The Guildhall chose these two operas because they offer impressive roles for larger female singers. (Until Kaija Saariaho’s “L’Amour de loin” in 2016, “Der Wald” was the only opera by a woman composer to have been performed by New York’s Metropolitan Opera: the great dramatic soprano Johanna Gadski led it. The soprano Maria Caniglia and the mezzosoprano Ebe Stignani, amid already illustrious careers, created the roles of Lucrezia and the quasi-choral La Voce at La Scala.)
On Monday 3, Seohyun Go (Röschen) and Avery Lafrentz (Iolanthe) each showed very striking vocal talent in the Smyth, while Hannah McKay showed a yet more ample and beautiful voice as Lucrezia. None of these three voices is quite mature, but they’re so arresting that it’s impossible not to hope they have important careers ahead of them. Gabriella Giulietta Noble (as Respighi’s La Voce) isn’t in the same vocal league, though her dramatic alertness was at every point welcome.
IV.
On Tuesday 4, the novelist Alan Hollinghurst won the David Cohen Prize for literature, the week after Jack Holden’s new play of his Booker Prize winning novel “The Line of Beauty” opened at the Almeida. My own favourite Hollinghurst novels are “The Folding Star” (1994) and “The Sparsholt Affair” (2017); the fascinating but thoroughly awkward subject of “The Line of Beauty” is how, in the London of the mid-1980s, its gay aesthete protagonist Nick Guest navigates one social circle shaped by Margaret Thatcher’s Conservative politics while gradually discovering aspects of AIDS in his partly different gay circle.
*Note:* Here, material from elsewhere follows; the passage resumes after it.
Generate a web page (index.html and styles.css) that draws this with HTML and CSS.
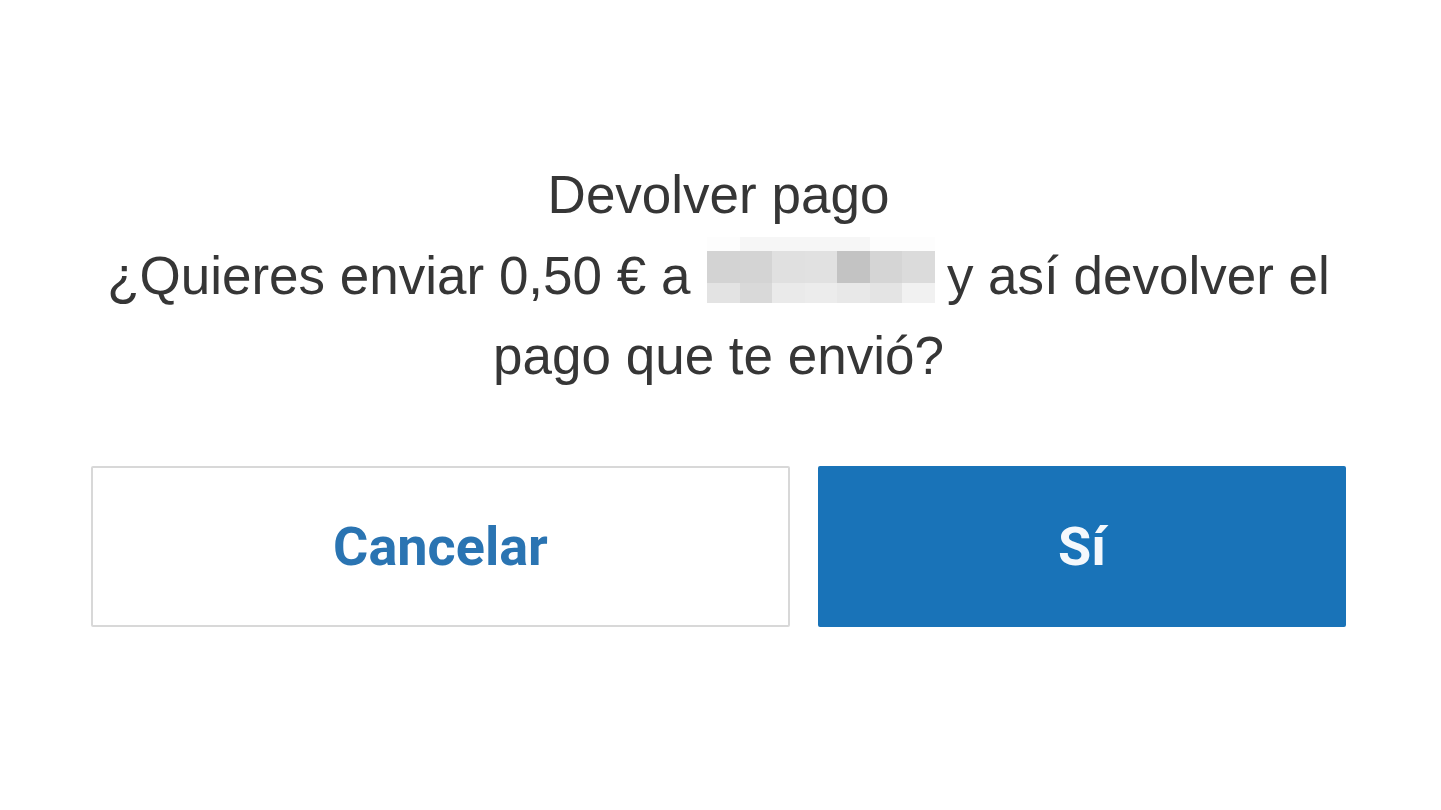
FILE: index.html
```html
<!DOCTYPE html>
<html lang="es">
<head>
<meta charset="utf-8">
<title>Devolver pago</title>
<link rel="stylesheet" href="styles.css">
</head>
<body>
<main class="dialog">
  <h1 class="title">Devolver pago</h1>
  <p class="message">¿Quieres enviar 0,50 € a <span class="blur"><span class="blur-grid"><span class="px t1"></span><span class="px t2"></span><span class="px t2"></span><span class="px t2"></span><span class="px t2"></span><span class="px t1"></span><span class="px t1"></span><span class="px a1"></span><span class="px a2"></span><span class="px a3"></span><span class="px a4"></span><span class="px a5"></span><span class="px a6"></span><span class="px a7"></span><span class="px b1"></span><span class="px b2"></span><span class="px b3"></span><span class="px b4"></span><span class="px b5"></span><span class="px b6"></span><span class="px b7"></span></span></span> y así devolver el pago que te envió?</p>
  <div class="actions">
    <button class="btn btn-secondary" type="button">Cancelar</button>
    <button class="btn btn-primary" type="button">Sí</button>
  </div>
</main>
</body>
</html>
```

FILE: styles.css
```css
html, body {
  margin: 0;
  padding: 0;
  background: #ffffff;
}

body {
  font-family: "Liberation Sans", Arial, sans-serif;
  color: #363636;
}

.dialog {
  width: 1255px;
  margin-left: 91px;
  padding-top: 154px;
}

.title {
  margin: 0;
  font-size: 53px;
  font-weight: 400;
  line-height: 82px;
  text-align: center;
}

.message {
  margin: 0;
  font-size: 53px;
  line-height: 80px;
  text-align: center;
}

.blur {
  display: inline-block;
  width: 228px;
  height: 66px;
  overflow: hidden;
  vertical-align: -9px;
  margin: 0 -3px 0 2px;
}

.blur-grid {
  display: grid;
  grid-template-columns: repeat(7, 32.5px);
  grid-template-rows: 14px 32px 20px;
  height: 66px;
}

.px { display: block; }
.t1 { background: #fdfdfd; }
.t2 { background: #f6f6f6; }
.a1 { background: #d3d3d3; }
.a2 { background: #d4d4d4; }
.a3 { background: #e0e0e0; }
.a4 { background: #e1e1e1; }
.a5 { background: #c3c3c3; }
.a6 { background: #d5d5d5; }
.a7 { background: #dbdbdb; }
.b1 { background: #e3e3e3; }
.b2 { background: #d9d9d9; }
.b3 { background: #eaeaea; }
.b4 { background: #ececec; }
.b5 { background: #e8e8e8; }
.b6 { background: #e4e4e4; }
.b7 { background: #f1f1f1; }

.actions {
  display: grid;
  grid-template-columns: 699px 528px;
  column-gap: 28px;
  margin-top: 70px;
}

.btn {
  height: 161px;
  margin: 0;
  padding: 0;
  font-family: Roboto, "Liberation Sans", Arial, sans-serif;
  font-size: 54px;
  font-weight: 700;
  border-radius: 2px;
  cursor: pointer;
}

.btn-secondary {
  background: #ffffff;
  border: 2px solid #d8d8d8;
  color: #2a74b2;
}

.btn-primary {
  background: #1973b8;
  border: 2px solid #1973b8;
  color: #f4f8fc;
}
```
Hollinghurst doesn’t make any neat either/or good/bad choices between the characters of “The Line of Beauty”. But the three-hour 2006 television series (excellently adapted by Andrew Davies, with first-rate acting throughout) makes Hollinghurst’s characters multifaceted and complex (almost more so than the novel itself), so that you keep re-evaluating them in a way worthy of Hollinghurst’s novelist hero Henry James - whereas Holden’s play, directed by Michael Grandage, keeps the tone too light and comic - and keeps us from caring much about any of the characters.
Charles Edwards (as the Tory MP Gerald) and Robert Portal (as his friend “Badger”) are among my favourite British actors. Yet, because of Holden (principally) and Grandage, their contributions here are relatively flimsy, without real three-dimensionality. Where you can see how the multifaceted talent of Dan Stevens in the role of Nick Guest on television opened up an important career, Jasper Talbot at the Almeida seems even more out of his depth than does his character.